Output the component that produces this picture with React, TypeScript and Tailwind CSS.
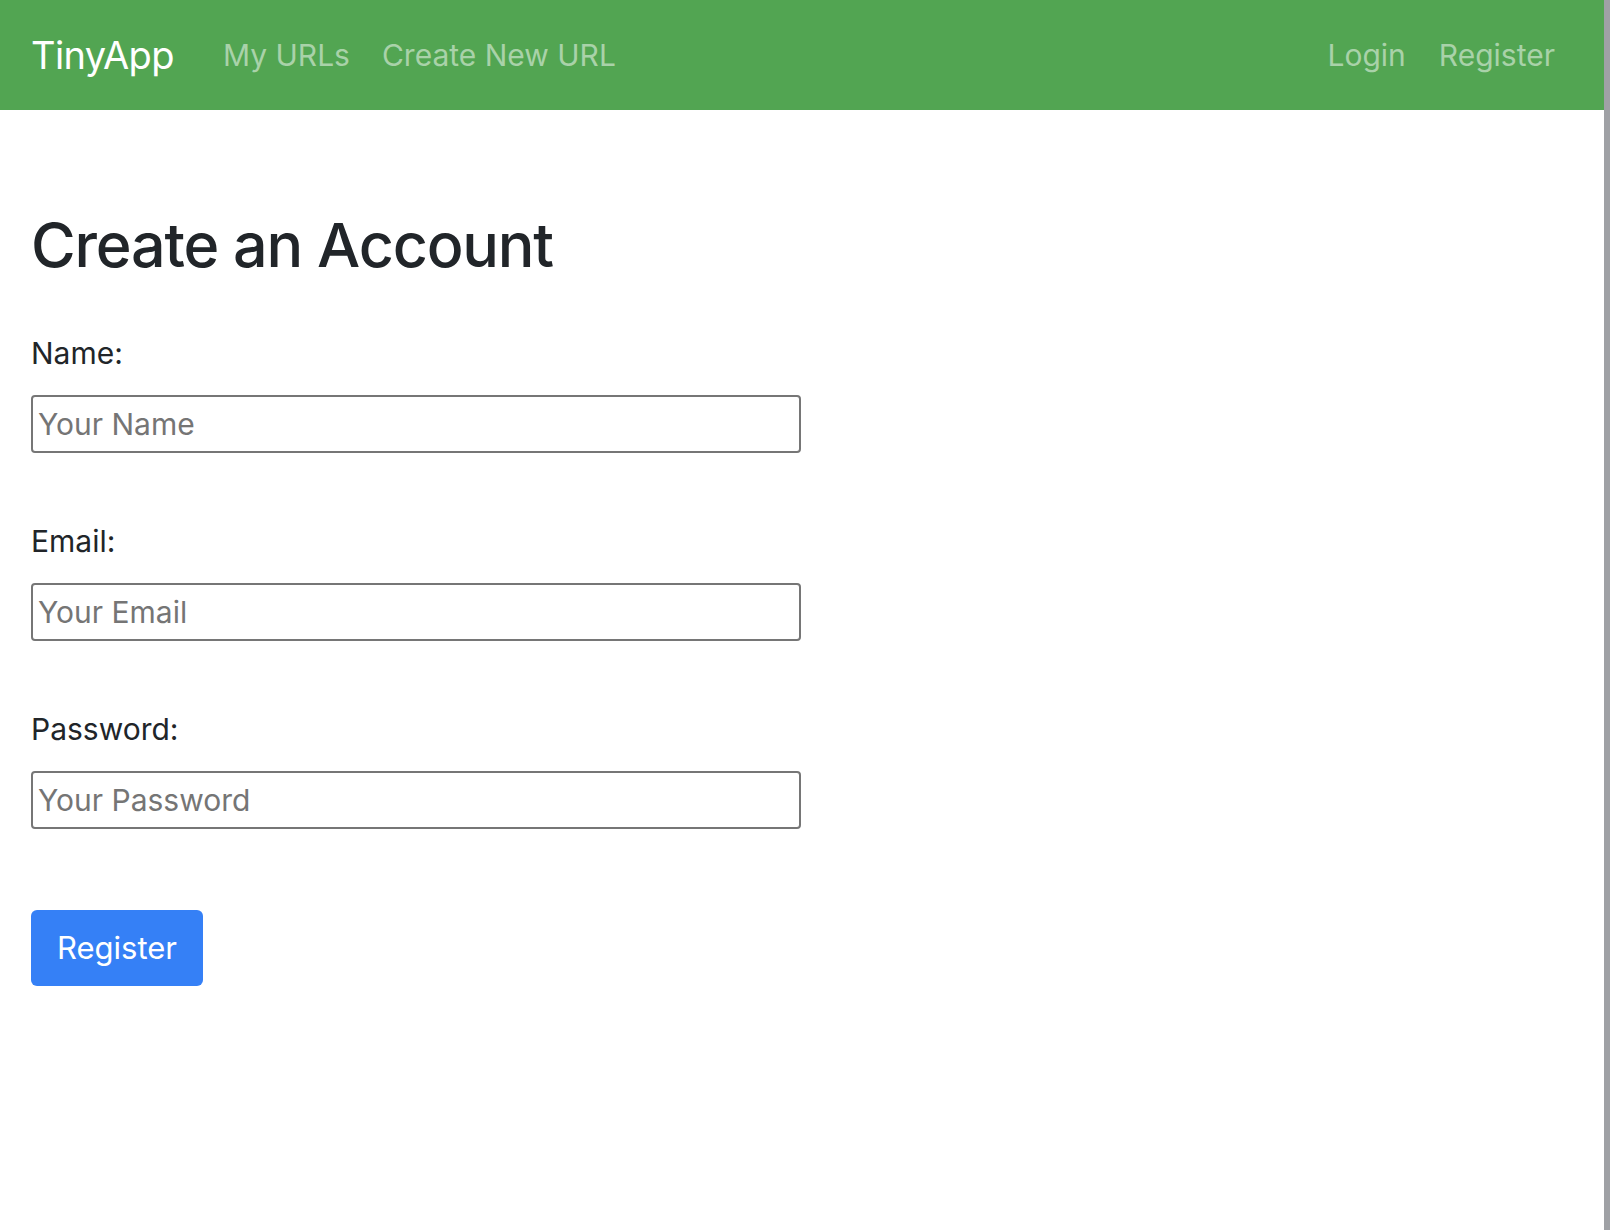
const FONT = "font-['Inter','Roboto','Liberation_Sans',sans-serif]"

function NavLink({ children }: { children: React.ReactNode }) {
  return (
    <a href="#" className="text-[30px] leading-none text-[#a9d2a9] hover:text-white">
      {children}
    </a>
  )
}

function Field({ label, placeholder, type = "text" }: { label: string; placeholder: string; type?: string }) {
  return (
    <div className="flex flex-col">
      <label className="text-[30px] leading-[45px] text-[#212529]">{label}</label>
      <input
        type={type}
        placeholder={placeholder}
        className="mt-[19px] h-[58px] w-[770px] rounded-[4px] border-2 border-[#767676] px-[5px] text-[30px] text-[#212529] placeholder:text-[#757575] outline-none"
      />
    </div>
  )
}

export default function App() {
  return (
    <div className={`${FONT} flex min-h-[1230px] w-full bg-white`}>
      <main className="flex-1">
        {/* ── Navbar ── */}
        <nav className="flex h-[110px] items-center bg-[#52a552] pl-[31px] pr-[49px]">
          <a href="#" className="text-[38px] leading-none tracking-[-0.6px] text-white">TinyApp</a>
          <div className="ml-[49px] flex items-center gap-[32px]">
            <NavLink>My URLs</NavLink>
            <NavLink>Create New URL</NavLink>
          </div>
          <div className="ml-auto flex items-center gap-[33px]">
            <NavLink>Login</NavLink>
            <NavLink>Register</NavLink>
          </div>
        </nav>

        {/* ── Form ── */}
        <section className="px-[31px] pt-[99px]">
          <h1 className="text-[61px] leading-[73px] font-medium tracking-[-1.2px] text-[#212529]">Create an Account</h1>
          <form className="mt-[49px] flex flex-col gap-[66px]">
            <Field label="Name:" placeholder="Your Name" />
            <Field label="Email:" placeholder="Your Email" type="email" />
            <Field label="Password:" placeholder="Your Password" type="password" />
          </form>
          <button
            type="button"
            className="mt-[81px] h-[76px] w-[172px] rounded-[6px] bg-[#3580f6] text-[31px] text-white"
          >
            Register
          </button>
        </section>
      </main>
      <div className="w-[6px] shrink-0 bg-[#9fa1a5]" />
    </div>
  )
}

### [Short task]
Copy the listing over exactly, skipping the pictures it holds.

### [Response below]
Output the component that produces this picture with React, TypeScript and Tailwind CSS.
const FONT = "font-['Inter','Roboto','Liberation_Sans',sans-serif]"

function NavLink({ children }: { children: React.ReactNode }) {
  return (
    <a href="#" className="text-[30px] leading-none text-[#a9d2a9] hover:text-white">
      {children}
    </a>
  )
}

function Field({ label, placeholder, type = "text" }: { label: string; placeholder: string; type?: string }) {
  return (
    <div className="flex flex-col">
      <label className="text-[30px] leading-[45px] text-[#212529]">{label}</label>
      <input
        type={type}
        placeholder={placeholder}
        className="mt-[19px] h-[58px] w-[770px] rounded-[4px] border-2 border-[#767676] px-[5px] text-[30px] text-[#212529] placeholder:text-[#757575] outline-none"
      />
    </div>
  )
}

export default function App() {
  return (
    <div className={`${FONT} flex min-h-[1230px] w-full bg-white`}>
      <main className="flex-1">
        {/* ── Navbar ── */}
        <nav className="flex h-[110px] items-center bg-[#52a552] pl-[31px] pr-[49px]">
          <a href="#" className="text-[38px] leading-none tracking-[-0.6px] text-white">TinyApp</a>
          <div className="ml-[49px] flex items-center gap-[32px]">
            <NavLink>My URLs</NavLink>
            <NavLink>Create New URL</NavLink>
          </div>
          <div className="ml-auto flex items-center gap-[33px]">
            <NavLink>Login</NavLink>
            <NavLink>Register</NavLink>
          </div>
        </nav>

        {/* ── Form ── */}
        <section className="px-[31px] pt-[99px]">
          <h1 className="text-[61px] leading-[73px] font-medium tracking-[-1.2px] text-[#212529]">Create an Account</h1>
          <form className="mt-[49px] flex flex-col gap-[66px]">
            <Field label="Name:" placeholder="Your Name" />
            <Field label="Email:" placeholder="Your Email" type="email" />
            <Field label="Password:" placeholder="Your Password" type="password" />
          </form>
          <button
            type="button"
            className="mt-[81px] h-[76px] w-[172px] rounded-[6px] bg-[#3580f6] text-[31px] text-white"
          >
            Register
          </button>
        </section>
      </main>
      <div className="w-[6px] shrink-0 bg-[#9fa1a5]" />
    </div>
  )
}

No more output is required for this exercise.